As an overall status update on where things stand with the book at this point, I have 30 illustrations which I have deemed more-or-less finally completed and I scanned them all after work this week. I scanned them at 600dpi so they can retain the detail of the ink lines and be scaled back to the 300dpi needed for the actual pages of the book. This weekend I spent several hours putting the drawings into rough layouts along with their accompanying poems to create the final pages. It was an absolute joy putting them together. (But there are still many more drawings to come!)

Throughout the process, I could relate to a wonderful quote by Maurice Sendak: "All my life I have been in the fortunate position of doing - creating - what came naturally to me. What could be more wonderful than a dream of childhood coming true?  As a small boy, I pasted and clipped my bits of books together and hoped only for a life that would allow me to earn my bread my making books. And here I am, all grown up - still staying home, pasting and clipping bits of books together.

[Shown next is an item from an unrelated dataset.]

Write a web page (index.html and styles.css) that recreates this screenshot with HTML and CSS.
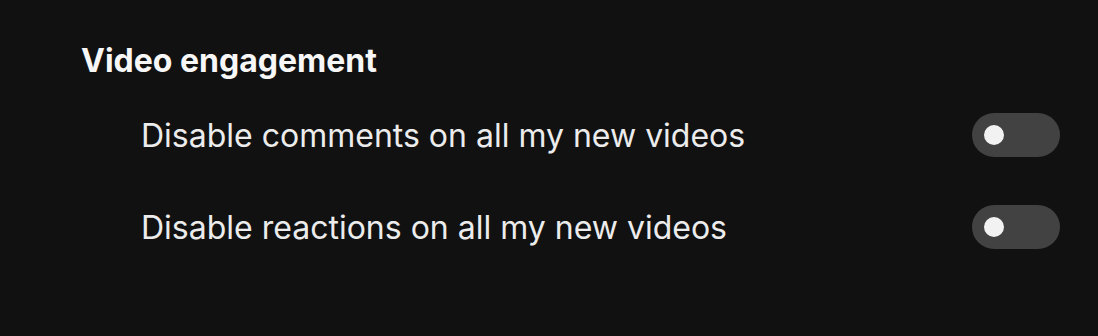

One of the drawings I completed, I will post a small detail of here, as a little "teaser."  The whole drawing is a two-page spread, so this is mostly the left-page side. Perhaps I will post the rest of it another time...or perhaps you will need to wait for the book to come out. For now, I will let your imagination try to fill in the blanks as to why this barber is laying down behind his chair. 

Monday, January 6, 2014

Sketches: Professor Stitch-Wicket

One of the longer "epic" poems which I've written for the book is The Great Epic Journey of Professor Stitch-Wicket, about an elderly professor who lives in the woods and embarks on a quest. The poem itself will likely be spread over several pages along with its illustrations. These scans of my sketchbook show the process of his character design. (Click images to see larger)

My earliest drawings here show him as being a bit too Gandalf-ish, and more like a wizard than a professor. I like the guy on the far right a lot, but decided he looks too urban. He might be a great character for another story that takes place in a strange city, but doesn't seem like he would live in a forest.

Exploring further in another direction, this guy on the left is leaning too close to a Sigmund Freud-type....once again, might be good as a city-dwelling professor, but not someone close to the earth who talks to animals.

I continued playing with different outfits and hats, but still too much like "Gandalf in the City."

Upon further playing and sketching, and the advice of my friend Luke who suggested a "wool elbow patch sweater and hip waders, more like a biologist," I ended up with the guy on the bottom right, who seems to fit much better. I haven't done any final illustrations of the Professor just yet, only sketches, but when the time is right, he will be realized into fuller form for his "epic journey."